APN News & Media went into a trading halt yesterday as it joined the dash for cash yesterday; one of a handful of smaller companies raiding super funds and other investors for capital top ups.
GrainCorp confirmed it had raised $60 million overnight, Hastie Group went into a trading halt as it looked for $77 million and property player, Goodman group confirmed a complicated $300 million lifeline from Macquarie Group.
APN wants a minimum of $79 million and up to $99 million from a share issue.
"APN wishes the trading halt to last from today until commencement of normal trading on Thursday, 21 May 2009 unless APN requests the trading halt to be lifted before that time," the company told the ASX.
APN also scrapped interim dividend for the 2009 financial year as part of savings directed towards debt reduction.
"Dividend policy for subsequent periods will reflect appropriate conservatism in line with prevailing economic conditions," APN said in a second statement.
It had paid an interim dividend of 10.5c a share for the first half of 2008. That will also mean less money for its embattled UK parent.
The equity raising comprises a one for five accelerated non-renounceable pro-rate entitlement offer at $1 per share, an 8% discount to Monday’s closing price of $1.19.
The institutional component, representing about $79 million is fully underwritten. The remaining $20 million of shares will be offered to retail shareholders.
It follows Fairfax among media groups which have raised capital from the markets to repay debt and keep banks at bay.
The company said that with the inclusion of the new $54 million, five year CBA asset finance facility and the underwritten portion of the Entitlement Offer, "the company will have in excess of A$200 million in unused debt commitments available to be drawn, providing ample financing headroom in relation to debt maturities".
It said its controlling shareholder, Independent News & Media will not be participating in the Entitlement Offer. That will see its 39% stake reduced to around 32%.
APN’s statement followed one from Independent News & Media overnight that it had been granted a six week standstill period by its creditors, and given 15 million euros in extra working capital.
That’s the first indication from INM on just how desperate its financial position is. The extra working capital will be secured over unnamed assets (are there any left in INM?).
INM had been unable top pay a 200 million euro loan which was due to be either repaid yesterday, or rolled over. The creditors owed the money could not agree on what to do, but gave INM the extra six weeks.
That is similar to the extensions currently being given to Canwest of Canada by its creditor banks and noteholders.
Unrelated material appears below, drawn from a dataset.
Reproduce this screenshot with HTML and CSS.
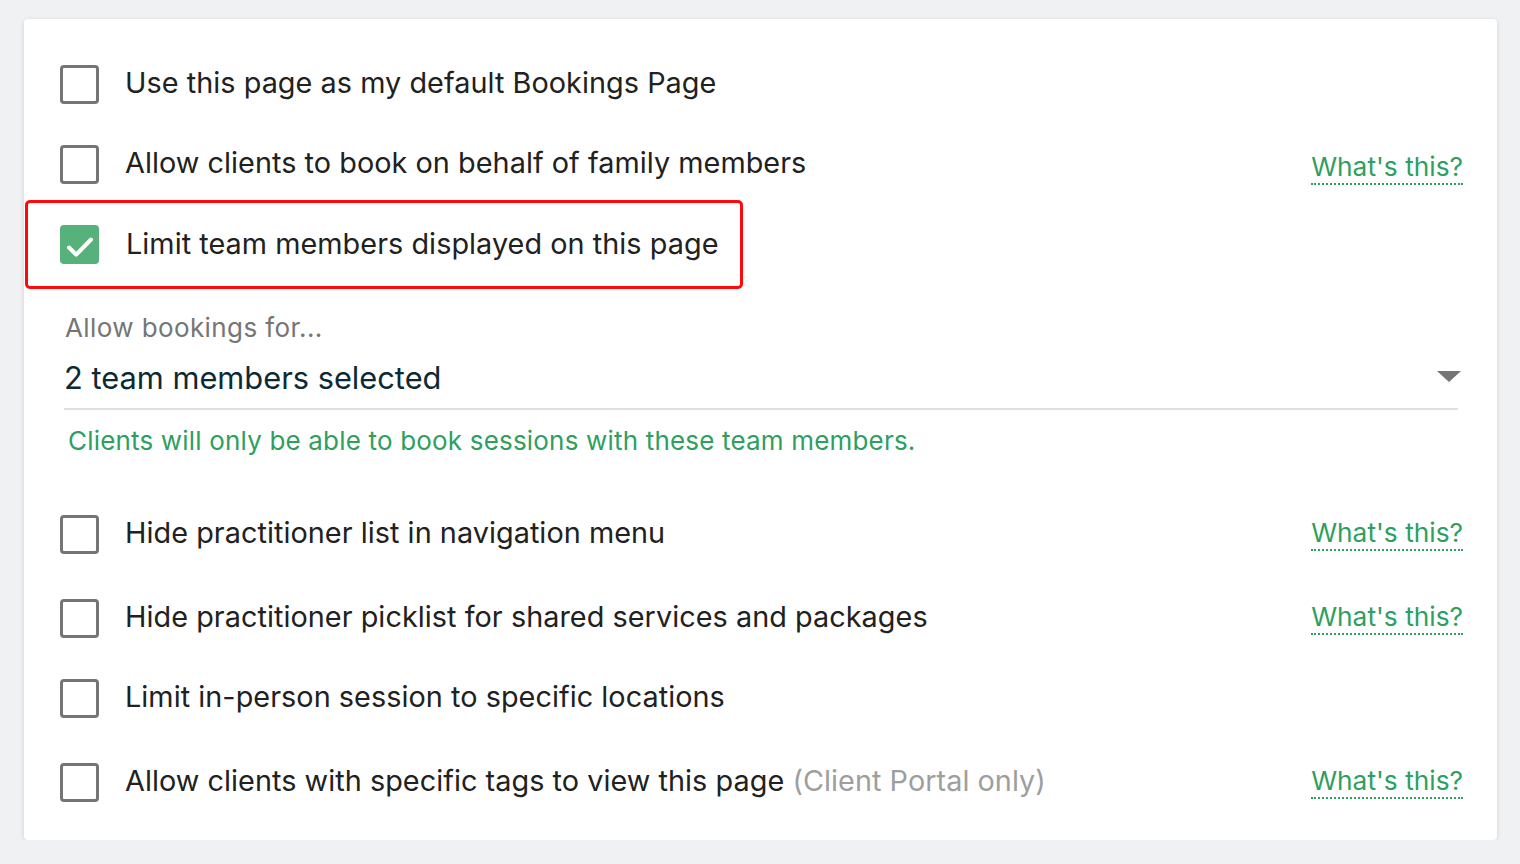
FILE: index.html
```html
<!DOCTYPE html>
<html lang="en">
<head>
<meta charset="utf-8">
<title>Bookings Page settings</title>
<link rel="stylesheet" href="styles.css">
</head>
<body>
<main class="card">
  <div class="row">
    <span class="checkbox"></span>
    <span class="label">Use this page as my default Bookings Page</span>
  </div>

  <div class="row row--link-low">
    <span class="checkbox"></span>
    <span class="label">Allow clients to book on behalf of family members</span>
    <a class="help-link" href="#">What's this?</a>
  </div>

  <div class="row row--highlight">
    <span class="checkbox checkbox--checked">
      <svg viewBox="0 0 39 39" width="39" height="39" aria-hidden="true"><path d="M9 22.5l7.2 7.2L31 14.5" fill="none" stroke="#fff" stroke-width="4" stroke-linecap="round" stroke-linejoin="round"/></svg>
    </span>
    <span class="label">Limit team members displayed on this page</span>
  </div>

  <section class="select-block">
    <div class="select-label">Allow bookings for...</div>
    <div class="select-field">
      <span class="select-value">2 team members selected</span>
      <span class="select-arrow"></span>
    </div>
    <div class="select-hint">Clients will only be able to book sessions with these team members.</div>
  </section>

  <div class="row row--after-select">
    <span class="checkbox"></span>
    <span class="label">Hide practitioner list in navigation menu</span>
    <a class="help-link" href="#">What's this?</a>
  </div>

  <div class="row row--spaced">
    <span class="checkbox"></span>
    <span class="label">Hide practitioner picklist for shared services and packages</span>
    <a class="help-link" href="#">What's this?</a>
  </div>

  <div class="row">
    <span class="checkbox"></span>
    <span class="label">Limit in-person session to specific locations</span>
  </div>

  <div class="row row--spaced">
    <span class="checkbox"></span>
    <span class="label">Allow clients with specific tags to view this page <span class="muted">(Client Portal only)</span></span>
    <a class="help-link" href="#">What's this?</a>
  </div>
</main>
</body>
</html>
```

FILE: styles.css
```css
html, body {
  margin: 0;
  padding: 0;
  background: #f0f1f3;
}

body {
  font-family: Inter, "Noto Sans", "Liberation Sans", sans-serif;
  color: #212121;
  -webkit-font-smoothing: antialiased;
}

.card {
  margin: 19px 23px 0 24px;
  padding: 25px 34px 17px 36px;
  background: #fff;
  border-radius: 4px;
  box-shadow: 0 1px 5px rgba(0, 0, 0, 0.13);
  box-sizing: border-box;
  height: 821px;
}

.row {
  display: flex;
  align-items: center;
  height: 80px;
}

.checkbox {
  flex: none;
  width: 39px;
  height: 39px;
  box-sizing: border-box;
  border: 3px solid #757575;
  border-radius: 4px;
  display: flex;
  align-items: center;
  justify-content: center;
}

.checkbox--checked {
  background: #57b17b;
  border: 0;
}

.label {
  margin-left: 26px;
  padding-bottom: 2px;
  font-size: 28.8px;
  line-height: 36px;
  letter-spacing: 0.05px;
  color: #212121;
  flex: 1;
}

.muted {
  color: #9e9e9e;
}

.help-link {
  flex: none;
  font-size: 26.3px;
  line-height: 30px;
  color: #2e9f5e;
  text-decoration: none;
  border-bottom: 2px dotted #2e9f5e;
  padding-bottom: 1px;
}

.row--link-low .help-link {
  margin-top: 9px;
}

.row--highlight {
  margin-top: -4px;
  margin-left: -35px;
  width: fit-content;
  height: 89px;
  box-sizing: border-box;
  padding: 0 22px 0 32px;
  border: 3px solid #ff0a0a;
  border-radius: 5px;
}

.row--highlight .label {
  flex: none;
  margin-left: 27px;
}

.select-block {
  margin: 24px 5px 0 4px;
}

.select-label {
  font-size: 26px;
  line-height: 30px;
  letter-spacing: 0.4px;
  color: #757575;
  padding-left: 1px;
}

.select-field {
  margin-top: 17px;
  display: flex;
  align-items: center;
  padding-bottom: 12px;
  border-bottom: 2px solid #e0e0e0;
}

.select-value {
  flex: 1;
  font-size: 30.8px;
  line-height: 36px;
  color: #0c2a33;
}

.select-arrow {
  width: 0;
  height: 0;
  border-left: 12.5px solid transparent;
  border-right: 12.5px solid transparent;
  border-top: 11px solid #757575;
  margin-right: -3px;
  margin-top: -4px;
}

.select-hint {
  margin-top: 16px;
  padding-left: 4px;
  font-size: 26px;
  line-height: 30px;
  letter-spacing: 0.18px;
  color: #2e9f5e;
}

.row--after-select {
  margin-top: 38px;
}

.row--spaced {
  margin-top: 4px;
}
```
Another deadline for the last extension falls this afternoon, Australian time.
Canwest controls the Ten Network in Australia, INM controls APN with a 39% stake which it couldn’t sell late last year to raise more capital.
Earlier this month, APN cut its annual earnings guidance because of the advertising slump and said Independent News remained a long-term committed major shareholder.
There was some talk among analysts that they thought APN should have sought to raise capital when issuing the downgrade at the AGM.
Two more companies seeking money from the market are Perth property group, Aspen and Sydney-based industrial building services and refrigeration company, Hastie Group.
Hastie said yesterday that it wants up to $77 million from its raising and says the board and major shareholder will contribute.
The company also reaffirmed its guidance for the current financial year but warned the 2010 financial year is expected to remain "challenging".
Hastie said it will raise up to $29 million through an institutional placement of about 25 million shares at $1.15.
As well it will raise up to $48 million through an accelerated one-for-four entitlement offer to existing shareholders, also at $1.15.
That’s a 22% discount to the market close of $1.48 on Monday.
Group Managing Director and CEO David Harris said “Hastie Group is undertaking this offer to reduce debt and provide increased financial flexibility.
"Hastie Group has a strong track record of growth and, despite short term market uncertainty, is well positioned to manage its way through the current challenging market conditions and deliver ongoing growth in the medium term."
The company said its earnings guidance for the current financial year remained unchanged at around 35c per share pre-offer.
Hastie has undertaken a detailed review of earnings in light of the current market uncertainty.
" FY09 earnings guidance remains unchanged at around 35.0 cents per share pre-Offer. After taking into account the dilutionary impact of the issue of shares under the offer, FY09 EPS guidance is around 34.0 cents per share.
"The outlook for FY2010 is expected to remain challenging across all of Hastie’s geographic markets.
"Hastie’s markets are going through a severe contraction but its focus on government related spending is expected to sustain demand.
"Hastie has an experienced and stable team and the strength of its business and service offering will enable the group to better weather the short term market difficulties and position itself for eventual market recovery."